▸ WHAT THIS TASK INVOLVES
Copy every line with the string "styles" in it.

▸ MATERIAL

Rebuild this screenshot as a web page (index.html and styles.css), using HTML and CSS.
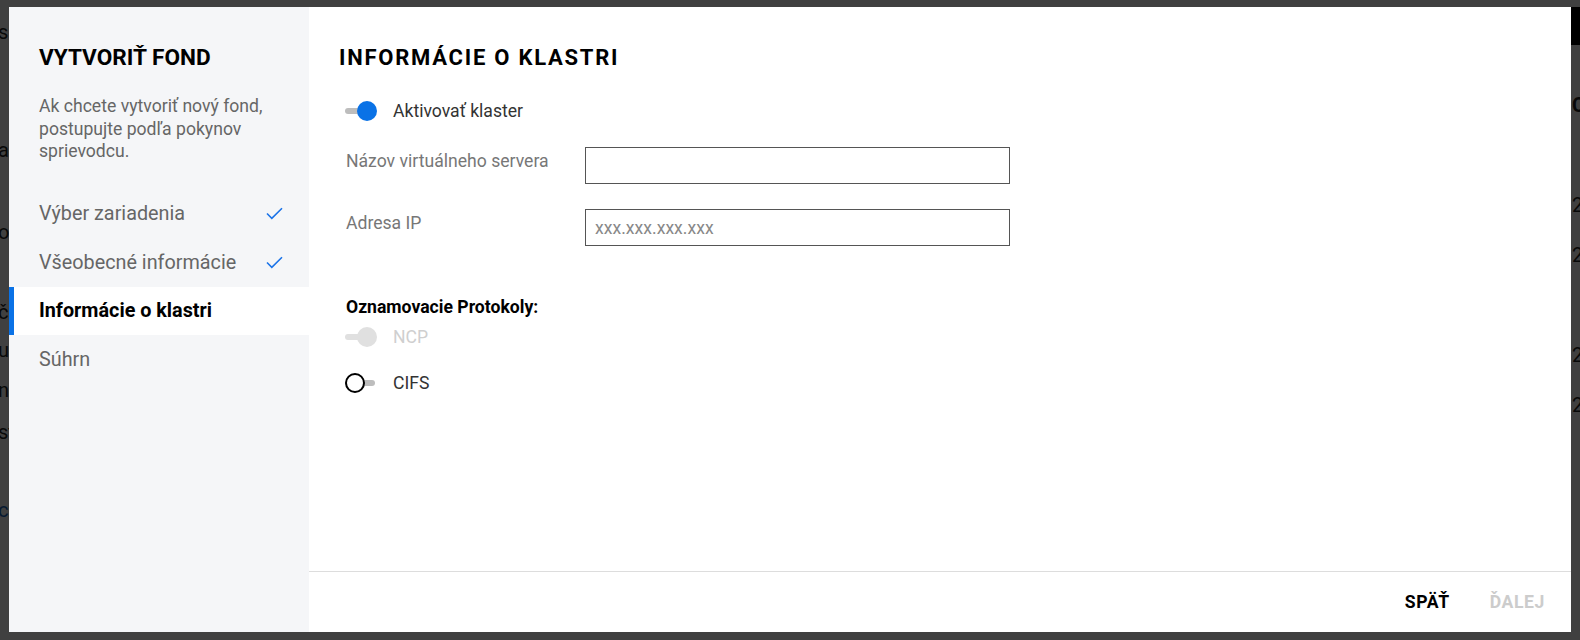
FILE: index.html
```html
<!DOCTYPE html>
<html lang="sk">

<head>
    <meta charset="UTF-8">
    <meta name="viewport" content="width=device-width, initial-scale=1.0">
    <title>Vytvoriť fond</title>
    <link rel="stylesheet" href="styles.css">
</head>

<body>
    <!-- page behind the dialog -->
    <div class="page">
        <div class="page-left">
            <span class="bg-line l1">s</span>
            <span class="bg-line l2">a</span>
            <span class="bg-line l3">o</span>
            <span class="bg-line l4">č</span>
            <span class="bg-line l5">u</span>
            <span class="bg-line l6">n</span>
            <span class="bg-line l7">st</span>
            <span class="bg-line l8 link">c</span>
        </div>
        <div class="page-right">
            <div class="page-bar"></div>
            <span class="bg-line r1 strong">C</span>
            <span class="bg-line r2">2</span>
            <span class="bg-line r3">2</span>
            <span class="bg-line r4">2</span>
            <span class="bg-line r5">2</span>
        </div>
    </div>
    <div class="backdrop"></div>

    <div class="modal">
        <aside class="wizard-side">
            <h2 class="side-title">VYTVORIŤ FOND</h2>
            <p class="side-desc">Ak chcete vytvoriť nový fond, postupujte podľa pokynov sprievodcu.</p>
            <ul class="steps">
                <li class="step done">
                    <span>Výber zariadenia</span>
                    <svg class="check" width="17" height="13" viewBox="0 0 17 13"><path d="M1 6.5 L5.8 11.3 L16 1.2" fill="none" stroke="#1a73e8" stroke-width="1.6"/></svg>
                </li>
                <li class="step done">
                    <span>Všeobecné informácie</span>
                    <svg class="check" width="17" height="13" viewBox="0 0 17 13"><path d="M1 6.5 L5.8 11.3 L16 1.2" fill="none" stroke="#1a73e8" stroke-width="1.6"/></svg>
                </li>
                <li class="step active"><span>Informácie o klastri</span></li>
                <li class="step"><span>Súhrn</span></li>
            </ul>
        </aside>

        <section class="wizard-main">
            <div class="wizard-body">
                <h2 class="main-title">INFORMÁCIE O KLASTRI</h2>

                <label class="toggle-row first">
                    <span class="toggle on"><span class="knob"></span></span>
                    <span class="toggle-label">Aktivovať klaster</span>
                </label>

                <div class="field">
                    <span class="field-label">Názov virtuálneho servera</span>
                    <input class="text-input" type="text">
                </div>
                <div class="field">
                    <span class="field-label">Adresa IP</span>
                    <input class="text-input" type="text" placeholder="xxx.xxx.xxx.xxx">
                </div>

                <div class="protocols">
                    <div class="protocols-title">Oznamovacie Protokoly:</div>
                    <label class="toggle-row disabled">
                        <span class="toggle on"><span class="knob"></span></span>
                        <span class="toggle-label">NCP</span>
                    </label>
                    <label class="toggle-row">
                        <span class="toggle off"><span class="knob"></span></span>
                        <span class="toggle-label">CIFS</span>
                    </label>
                </div>
            </div>

            <div class="wizard-footer">
                <button class="btn">SPÄŤ</button>
                <button class="btn" disabled>ĎALEJ</button>
            </div>
        </section>
    </div>
</body>

</html>
```

FILE: styles.css
```css
body {
    margin: 0;
    padding: 0;
    font-family: Roboto, "Noto Sans", Arial, sans-serif;
    background-color: #fff;
    overflow: hidden;
}

/* page behind */
.page {
    height: 640px;
    display: flex;
    justify-content: space-between;
    font-size: 20px;
    color: #222;
}

.page-left {
    width: 12px;
    position: relative;
}

.page-right {
    width: 9px;
    position: relative;
}

.bg-line {
    position: absolute;
    left: -2px;
    line-height: 20px;
}

.page-right .bg-line {
    left: 1px;
}

.l1 { top: 22px; }
.l2 { top: 140px; }
.l3 { top: 222px; }
.l4 { top: 302px; }
.l5 { top: 340px; }
.l6 { top: 380px; }
.l7 { top: 422px; }
.l8 { top: 500px; }

.r1 { top: 95px; }
.r2 { top: 195px; }
.r3 { top: 245px; }
.r4 { top: 345px; }
.r5 { top: 395px; }

.link {
    color: #1565c0;
}

.strong {
    font-weight: bold;
}

.page-bar {
    position: absolute;
    top: 7px;
    left: 0;
    width: 9px;
    height: 38px;
    background: #000;
    z-index: 1;
}

.backdrop {
    position: fixed;
    inset: 0;
    background: rgba(0, 0, 0, 0.75);
}

/* dialog */
.modal {
    position: fixed;
    top: 7px;
    left: 9px;
    right: 9px;
    bottom: 8px;
    display: flex;
    background: #fff;
    z-index: 2;
}

.wizard-side {
    width: 300px;
    flex-shrink: 0;
    background-color: #f5f6f8;
    padding-top: 38px;
}

.side-title {
    margin: 0 30px;
    font-size: 22.6px;
    line-height: 26px;
    font-weight: bold;
    color: #000;
}

.side-desc {
    margin: 24px 30px 0;
    font-size: 17.6px;
    line-height: 22.5px;
    color: #666;
}

.steps {
    list-style: none;
    margin: 27px 0 0;
    padding: 0;
}

.step {
    height: 48.5px;
    display: flex;
    align-items: center;
    justify-content: space-between;
    padding: 0 26px 0 30px;
    font-size: 19.8px;
    color: #666;
}

.step.active {
    background: #fff;
    color: #000;
    font-weight: bold;
    border-left: 5px solid #0a72e6;
    padding-left: 25px;
}

.wizard-main {
    flex: 1;
    display: flex;
    flex-direction: column;
}

.wizard-body {
    flex: 1;
    padding: 38px 0 0 30px;
}

.main-title {
    margin: 0;
    font-size: 22px;
    line-height: 26px;
    font-weight: bold;
    letter-spacing: 1.75px;
    color: #000;
}

.toggle-row {
    display: flex;
    align-items: center;
    height: 24px;
    margin-left: 6px;
    font-size: 17.6px;
    color: #333;
}

.toggle-row.first {
    margin-top: 28px;
    margin-bottom: 24px;
}

.toggle {
    position: relative;
    width: 32px;
    height: 20px;
    margin-right: 16px;
}

.toggle::before {
    content: "";
    position: absolute;
    left: 0;
    right: 2px;
    top: 7px;
    height: 6px;
    border-radius: 3px;
    background: #bdbdbd;
}

.knob {
    position: absolute;
    top: 0;
    width: 20px;
    height: 20px;
    border-radius: 50%;
    box-sizing: border-box;
}

.toggle.on .knob {
    left: 12px;
    background: #0a72e6;
}

.toggle.off .knob {
    left: 0;
    background: #fff;
    border: 2px solid #000;
}

.toggle-row.disabled {
    color: #cfcfcf;
}

.toggle-row.disabled .toggle::before {
    background: #e0e0e0;
}

.toggle-row.disabled .knob {
    background: #e0e0e0;
}

.field {
    display: flex;
    align-items: flex-start;
    margin-left: 7px;
    margin-bottom: 25px;
}

.field-label {
    width: 239px;
    font-size: 17.6px;
    line-height: 24px;
    padding-top: 2px;
    color: #777;
}

.text-input {
    width: 425px;
    height: 37px;
    box-sizing: border-box;
    border: 1px solid #555;
    padding: 0 9px;
    font-family: inherit;
    font-size: 17.6px;
    color: #333;
    outline: none;
}

.text-input::placeholder {
    color: #888;
}

.protocols {
    margin-top: 49px;
}

.protocols-title {
    margin-left: 7px;
    font-size: 17.6px;
    line-height: 24px;
    font-weight: bold;
    color: #000;
    margin-bottom: 6px;
}

.protocols .toggle-row {
    margin-bottom: 22px;
}

.wizard-footer {
    height: 60px;
    border-top: 1px solid #ddd;
    display: flex;
    justify-content: flex-end;
    align-items: center;
    padding-right: 6px;
}

.btn {
    background: none;
    border: none;
    padding: 6px 20px;
    font-family: inherit;
    font-size: 17.6px;
    font-weight: bold;
    letter-spacing: 0.6px;
    color: #000;
    cursor: pointer;
}

.btn:disabled {
    color: #ccc;
    cursor: default;
}
```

▸ RESULT OF THIS EXERCISE
Rebuild this screenshot as a web page (index.html and styles.css), using HTML and CSS.
    <link rel="stylesheet" href="styles.css">
FILE: styles.css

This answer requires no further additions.